Paul reminds the Ephesians that we are separated right now- but there is desire to be unified with one another in our communities and with the relational, Triune God Paul glorifies in the reading. We are to create our selves anew, and to replace our older, torn versions of self. Have we done this? Have we mended our hearts from the bitterness that can creep into our lives from disappointment? Have we looked to those around us and offered help? Have we asked for help? What this will look like is different for every one. For some it is a bag of M&M’s, for others it is a call from a family member who shared some disappointing news. Regardless of what form mending comes from, it brings about relief or its own peace.
But it is not always as easy or simple as M&Ms or a phone call. Paul is encouraging the Ephesians to remember that through their (and our) belief in Jesus, and Jesus’ relationship with the other members of the Trinity, we can truly begin to understand the impact of relationships. Peace comes in relationships when encounter Christ in and with each other. There is a potential for relief in the sharing of pains and false expectations, hurts and sadness. But the wandering comes to an end- our journey finds a more distinct path. The fog isn’t so dense. We continue on our way to constant conversion and transformation, "moving in the same direction that we are, holy ones who can "bring us near when we feel far off because our relationship with them brings us to peace."

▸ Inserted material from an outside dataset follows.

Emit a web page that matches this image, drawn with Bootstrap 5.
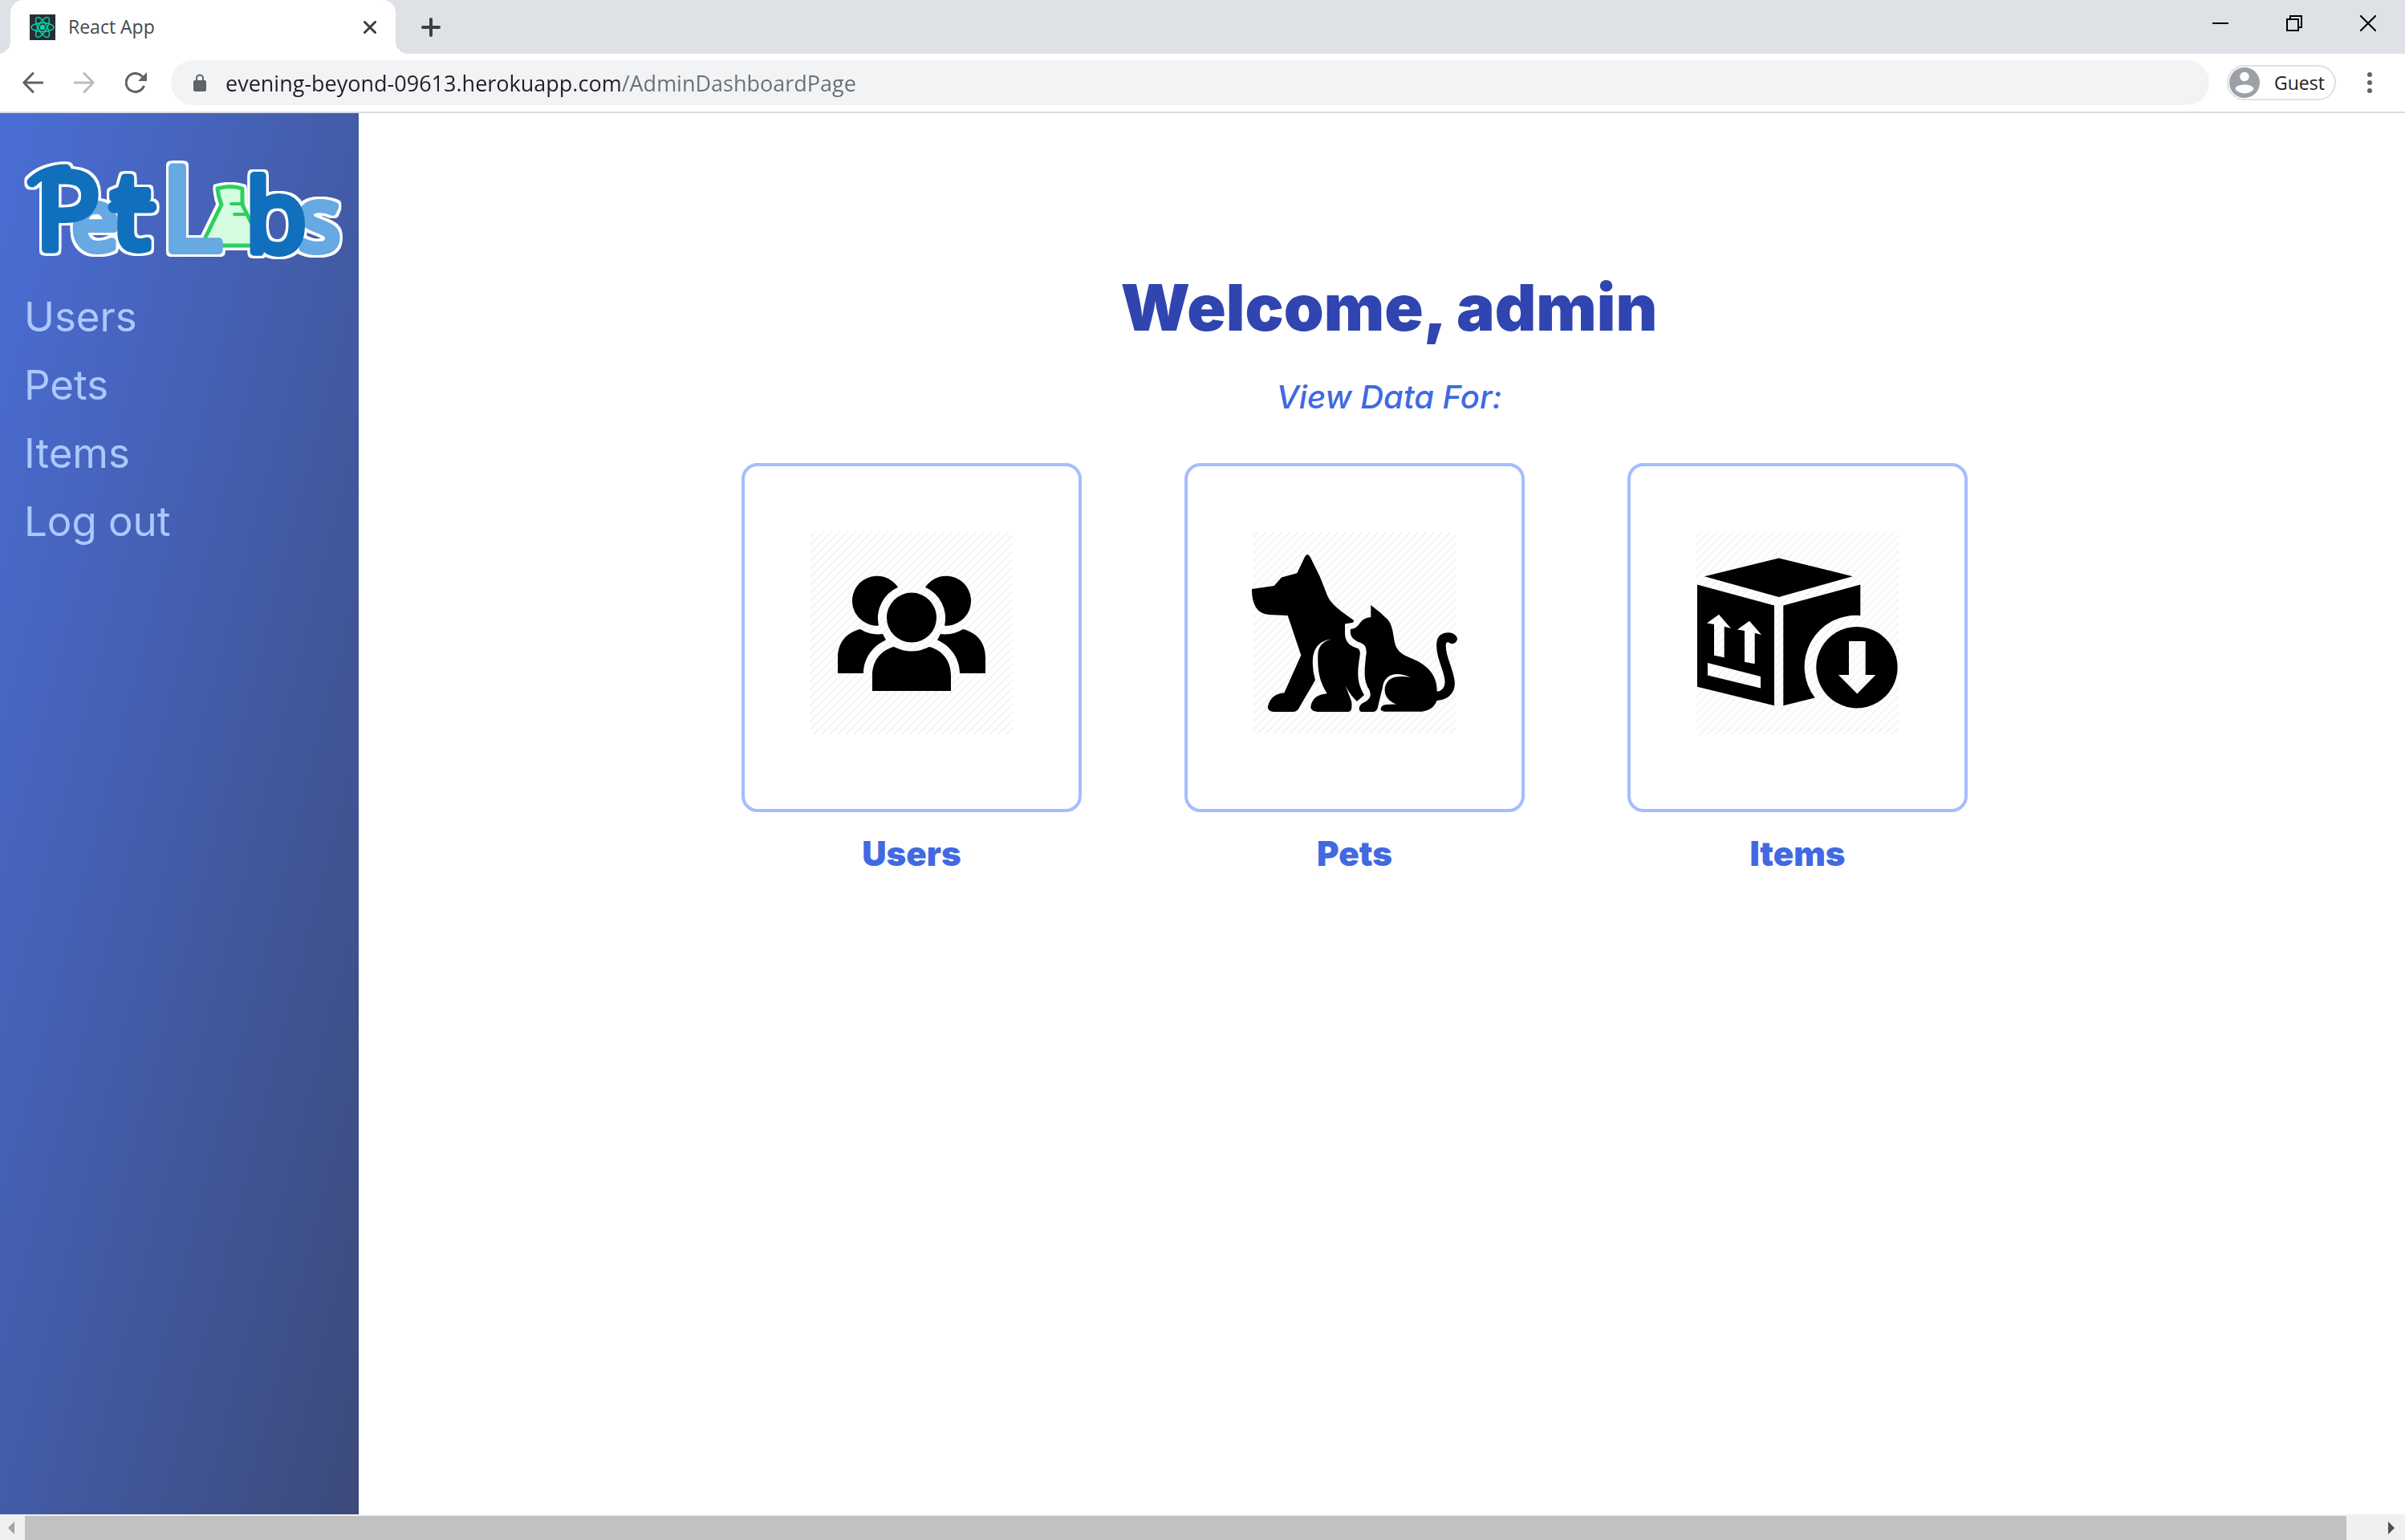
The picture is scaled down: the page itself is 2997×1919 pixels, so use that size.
<!DOCTYPE html>
<html lang="en">
<head>
<meta charset="utf-8">
<meta name="viewport" content="width=device-width, initial-scale=1">
<title>React App</title>
<link href="https://cdn.jsdelivr.net/npm/bootstrap@5.3.0/dist/css/bootstrap.min.css" rel="stylesheet">
<style>
  body { font-family: "Open Sans", "Noto Sans", sans-serif; background: #fff; }
  svg { display: block; flex: none; }
  a { text-decoration: none; }
  .plain { border: 0; background: none; padding: 0; color: inherit; }

  /* browser chrome */
  .tab-strip { background: #dee1e6; height: 67px; padding-left: 13px; padding-right: 36px; }
  .tab-item { width: 480px; height: 67px; background: #fff; border-radius: 16px 16px 0 0; padding: 0 24px; position: relative; }
  .tab-item::before, .tab-item::after { content: ""; position: absolute; bottom: 0; width: 16px; height: 16px; }
  .tab-item::before { left: -16px; background: radial-gradient(circle at 0 0, transparent 16px, #fff 16px); }
  .tab-item::after { right: -16px; background: radial-gradient(circle at 100% 0, transparent 16px, #fff 16px); }
  .tab-title, .guest-name { font-size: 23px; line-height: 32px; color: #45494d; }
  .tab-title { margin-left: 16px; padding-bottom: 2px; }
  .new-tab { margin-left: 32px; }
  .win-buttons { gap: 72px; height: 57px; color: #000; }
  .tool-bar { height: 74px; padding: 0 38px 1px 28px; border-bottom: 2px solid #dadce0; color: #5f6368; }
  .nav-icons { gap: 38px; margin-right: 30px; }
  .address { height: 56px; border-radius: 28px; background: #f1f3f4; padding: 0 28px; gap: 24px; }
  .address input { border: 0; outline: 0; padding: 2px 0 0; height: 42px; font-size: 27px; color: transparent;
    background: linear-gradient(90deg, #202124 493px, #6b6f73 493px); -webkit-background-clip: text; background-clip: text; }
  .guest { width: 136px; height: 44px; border: 2px solid #e0e1e3; border-radius: 22px; padding: 0 1px; gap: 18px; margin-left: 22px; margin-right: 36px; }
  .guest-name { color: #202124; }

  /* dashboard */
  .side-menu { width: 447px; padding: 58px 22px 0 30px; background: linear-gradient(to bottom right, #4a6ed6, #3c4a7a); }
  .side-menu a { font-family: Inter, sans-serif; font-weight: 400; font-size: 51px; line-height: 61px; color: #adc8ff; }
  .side-links { gap: 24px; margin-top: 39px; }
  .logo-art { filter: drop-shadow(3px 0 0 #fff) drop-shadow(-3px 0 0 #fff) drop-shadow(0 3px 0 #fff) drop-shadow(0 -3px 0 #fff); }
  .logo-art text { font-family: "Open Sans", sans-serif; font-weight: 400; stroke-width: 10; stroke-linejoin: round; }
  .ink-dark { fill: #1070bd; stroke: #1070bd; }
  .ink-light { fill: #66a9e3; stroke: #66a9e3; }
  .dash { padding: 192px 0 0 18px; }
  .welcome { font-family: Inter, sans-serif; font-weight: 900; font-size: 80px; line-height: 100px; color: #3045b0; margin: 0; }
  .prompt { font-family: Inter, sans-serif; font-style: italic; font-weight: 500; font-size: 40px; line-height: 48px; color: #4169e1; margin: 38px 0 58px; }
  .tiles { gap: 128px; padding-right: 86px; }
  .tile { width: 424px; }
  .tile-box { height: 435px; border: 4px solid #a5bdff; border-radius: 20px; padding-top: 80px; }
  .tile-label { font-family: Inter, sans-serif; font-weight: 900; font-size: 42px; line-height: 52px; color: #4169e1; margin-top: 26px; }

  /* horizontal scroll bar */
  .scroll-track { height: 32px; background: #f0f0f0; padding: 2px 13px 0 10px; }
  .scroll-thumb { height: 30px; background: #c1c1c1; margin: 0 52px 0 13px; }
</style>
<script src="https://cdn.jsdelivr.net/npm/bootstrap@5.3.0/dist/js/bootstrap.bundle.min.js"></script>
</head>
<body class="vh-100 d-flex flex-column overflow-hidden">

<header>
  <div class="tab-strip d-flex align-items-center">
    <div class="tab-item d-flex align-items-center">
      <svg width="32" height="32" viewBox="0 0 32 32"><rect width="32" height="32" fill="#282c34"/><g fill="none" stroke="#00d8a7" stroke-width="1.5"><ellipse cx="16" cy="16" rx="14" ry="5.4"/><ellipse cx="16" cy="16" rx="14" ry="5.4" transform="rotate(60 16 16)"/><ellipse cx="16" cy="16" rx="14" ry="5.4" transform="rotate(120 16 16)"/></g><circle cx="16" cy="16" r="3.2" fill="#00d8a7"/></svg>
      <span class="tab-title">React App</span>
      <button class="plain ms-auto" aria-label="Close tab"><svg width="16" height="16" viewBox="0 0 16 16"><path d="M1.500 1.500 14.500 14.500M14.500 1.500 1.500 14.500" stroke="#3c4043" stroke-width="3" stroke-linecap="round"/></svg></button>
    </div>
    <button class="plain new-tab" aria-label="New tab"><svg width="24" height="24" viewBox="0 0 24 24"><path d="M12 2V22M2 12H22" stroke="#3c4043" stroke-width="4" stroke-linecap="round"/></svg></button>
    <div class="win-buttons d-flex align-items-center align-self-start ms-auto">
      <button class="plain" aria-label="Minimize"><svg width="20" height="20" viewBox="0 0 20 20"><path d="M0 9H20V11H0z"/></svg></button>
      <button class="plain" aria-label="Restore"><svg width="20" height="20" viewBox="0 0 20 20" fill="none" stroke="#000" stroke-width="2"><path d="M1 5H15V19H1zM5 5V1H19V15H15"/></svg></button>
      <button class="plain" aria-label="Close"><svg width="20" height="20" viewBox="0 0 20 20"><path d="M0 0 20 20M20 0 0 20" stroke="#000" stroke-width="2"/></svg></button>
    </div>
  </div>

  <div class="tool-bar d-flex align-items-center">
    <div class="nav-icons d-flex">
      <button class="plain" aria-label="Back"><svg width="26" height="26" viewBox="0 0 26 26" fill="none" stroke="#5f6368" stroke-width="3" stroke-linecap="round" stroke-linejoin="round"><path d="M25 13H2M13 1.500 1.800 13 13 24.500"/></svg></button>
      <button class="plain" aria-label="Forward"><svg width="26" height="26" viewBox="0 0 26 26" fill="none" stroke="#babcbe" stroke-width="3" stroke-linecap="round" stroke-linejoin="round"><path d="M1 13H24M13 1.500 24.200 13 13 24.500"/></svg></button>
      <button class="plain" aria-label="Reload"><svg width="27" height="26" viewBox="0 0 27 26"><path d="M23 18A11.500 11.500 0 1 1 21 5" fill="none" stroke="#5f6368" stroke-width="3" stroke-linecap="round"/><path d="M27 0V11H16z" fill="#5f6368"/></svg></button>
    </div>
    <div class="address d-flex align-items-center flex-grow-1">
      <svg width="16" height="22" viewBox="0 0 16 22"><rect y="8" width="16" height="14" rx="2" fill="#5f6368"/><path d="M4 9V5.500a4 4 0 0 1 8 0V9" fill="none" stroke="#5f6368" stroke-width="2"/></svg>
      <input class="flex-grow-1" type="text" aria-label="Address" value="evening-beyond-09613.herokuapp.com/AdminDashboardPage">
    </div>
    <button class="plain guest d-flex align-items-center">
      <svg width="38" height="38" viewBox="0 0 38 38"><circle cx="19" cy="19" r="19" fill="#9aa0a6"/><circle cx="19" cy="11.500" r="5.800" fill="#fff"/><path d="M7.500 27C7.500 19.500 30.500 19.500 30.500 27 26 34 12 34 7.500 27z" fill="#fff"/></svg>
      <span class="guest-name">Guest</span>
    </button>
    <button class="plain" aria-label="Menu"><svg width="12" height="26" viewBox="0 0 12 26" fill="#5f6368"><circle cx="6" cy="3" r="3"/><circle cx="6" cy="13" r="3"/><circle cx="6" cy="23" r="3"/></svg></button>
  </div>
</header>

<div class="d-flex flex-grow-1 overflow-hidden">
  <nav class="side-menu flex-shrink-0">
    <a href="#home" class="d-block" aria-label="Pet Labs">
      <svg class="logo-art overflow-visible" width="395" height="126" viewBox="0 0 395 126">
        <text class="ink-light" x="60" y="112" font-size="102">e</text>
        <text class="ink-dark" x="14" y="112" font-size="134">P</text>
        <path class="ink-dark" d="M10 28C20 18 36 12 52 12" fill="none" stroke-width="13" stroke-linecap="round"/>
        <text class="ink-dark" x="109" y="111" font-size="134">t</text>
        <path class="ink-dark" d="M112 59H158" stroke-width="15" stroke-linecap="round"/>
        <path d="M241 36Q257 31 272 36V56L297 107H221L246 56Q242 46 241 36z" fill="#d5fde0" stroke="#2bd05d" stroke-width="5" stroke-linejoin="round"/>
        <path d="M258 55H273M262 68H277" stroke="#2bd05d" stroke-width="4" stroke-linecap="round"/>
        <text class="ink-light" x="171" y="113" font-size="144">L</text>
        <text class="ink-light" x="342" y="113" font-size="108">s</text>
        <text class="ink-dark" x="276" y="115" font-size="124">b</text>
      </svg>
    </a>
    <div class="side-links d-flex flex-column">
      <a href="#users">Users</a>
      <a href="#pets">Pets</a>
      <a href="#items">Items</a>
      <a href="#logout">Log out</a>
    </div>
  </nav>

  <main class="dash flex-grow-1 text-center">
    <h1 class="welcome">Welcome, admin</h1>
    <p class="prompt">View Data For:</p>
    <div class="tiles d-flex justify-content-center">
      <a class="tile" href="#users">
        <div class="tile-box d-flex justify-content-center">
          <svg width="256" height="256" viewBox="0 0 256 256">
            <defs><pattern id="hatch" width="10" height="10" patternUnits="userSpaceOnUse"><path d="M-1 11 11 -1M-1 1 1 -1M9 11 11 9" stroke="#f4f4f4" stroke-width="2"/></pattern></defs>
            <rect x="2" y="2" width="252" height="252" fill="url(#hatch)"/>
            <circle cx="128" cy="108.600" r="31"/>
            <path d="M79 200V181C79 162 90 149 106 145Q128 156 150 145C166 149 177 162 177 181V200z"/>
            <g id="side-person"><path d="M111 70.800A31 31 0 1 0 87 118.600A42 42 0 0 1 111 70.800z"/><path d="M36 178V158C36 140 47 127 64 123A42 42 0 0 0 92 129L96 136.500C79 144 68 160 68 178z"/></g>
            <use href="#side-person" transform="translate(256) scale(-1 1)"/>
          </svg>
        </div>
        <div class="tile-label">Users</div>
      </a>
      <a class="tile" href="#pets">
        <div class="tile-box d-flex justify-content-center">
          <svg width="256" height="256" viewBox="0 0 256 256">
            <rect x="2" y="2" width="252" height="252" fill="url(#hatch)"/>
            <path d="M0 73 27.700 69 37 58.600 56.300 53.300 66 33Q69 27 72.700 33L85 58 94 81C99 93 112 101 127.300 112.200L126 114.700 116 116.500V129C117 143 127 145 132 147Q136 149 134.300 158C131 178 131 190 140 205L131 213Q123 206 116.700 193.600L124 212.600Q126 226 120 226H81.700Q73 225 73.300 220C75 208 84 204 93.700 203.300C86 190 82 180 82.300 157C82 146 87 138 99.300 135.400C84 137 77 147 76 160Q75 173 79 186.500L60 219Q57 226 51.700 226H26.700Q19 225 20 219C23 208 30 203 40.300 202.600L61.300 155.400 44.700 106 22 105Q0 104 0 73z"/>
            <path d="M148.300 93V108Q139 109 135 115 131 122 123 123C121 136 132 138 137 140.800Q143 143 142.700 152C140 175 139 187 146 198Q150 206 145 210.500C141 215 134 215 133.700 222Q134 226 137 226H152Q156 225 157 220L163 195C165 181 177 174 197.700 183C178 180 169 184 166 195 164 205 170 213 180 216.500L167 217Q160 218 160.700 224L165 225.800H212Q226 224 230.700 212C247 211 254 200 252.700 188 251 172 240 154 242 141Q243 138 247 140.500C252 143 256 138 256 134.700 254 125 235 124 231 136 226 156 244 180 240 193Q238 200 230.700 200.800C231 182 221 171 207 163 196 157 180 156 177.300 136 174 110 169 112 162 104z"/>
          </svg>
        </div>
        <div class="tile-label">Pets</div>
      </a>
      <a class="tile" href="#items">
        <div class="tile-box d-flex justify-content-center">
          <svg width="256" height="256" viewBox="0 0 256 256" fill-rule="evenodd">
            <rect x="2" y="2" width="252" height="252" fill="url(#hatch)"/>
            <path d="M12 57.200 104.700 34.400 196.700 57.200 104.700 83z"/>
            <path d="M3 67.600 99 93.600V218.300L3 194.700zM30 104.700 15 115.400 24 116.900V155.800L36.700 158.300V119.700L45 121.900zM68 112.700 53 123.400 62 124.900V163.800L74.700 166.300V127.700L83 129.900zM16 165V180.400L82 196.500V181.900z"/>
            <path d="M110.300 93.600 206.300 67.600V106.100A64 64 0 0 0 149.700 208.600L110.300 218.300z"/>
            <path d="M202 120A50.700 50.700 0 1 1 201.900 120zM192 138V180H179L202.300 203.600 225.300 180H212.700V138z"/>
          </svg>
        </div>
        <div class="tile-label">Items</div>
      </a>
    </div>
  </main>
</div>

<div class="scroll-track d-flex align-items-center">
  <svg width="8" height="16" viewBox="0 0 8 16"><path d="M8 0V16L0 8z" fill="#a3a3a3"/></svg>
  <div class="scroll-thumb flex-grow-1"></div>
  <svg width="8" height="16" viewBox="0 0 8 16"><path d="M0 0V16L8 8z" fill="#505050"/></svg>
</div>

</body>
</html>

So what does peace look like when alienation has been left behind on a journey?
For me, at 6 it began with my Grandpa holding me telling me he was glad I was safe! Peace continued when my mother wrapped her arms around me and hugged me so tight the next night. How to be safe, how we can be brought beyond alienation when others embrace us with the peace of Christ is how we walk with “holy ones” on our journey.

1 comment:

Tara Ulrich said...

Gen, I'm glad I found your blog. It's fun to read your thoughts. It reminds me of the wonderful conversations we had at UMary. I miss you my dear friend!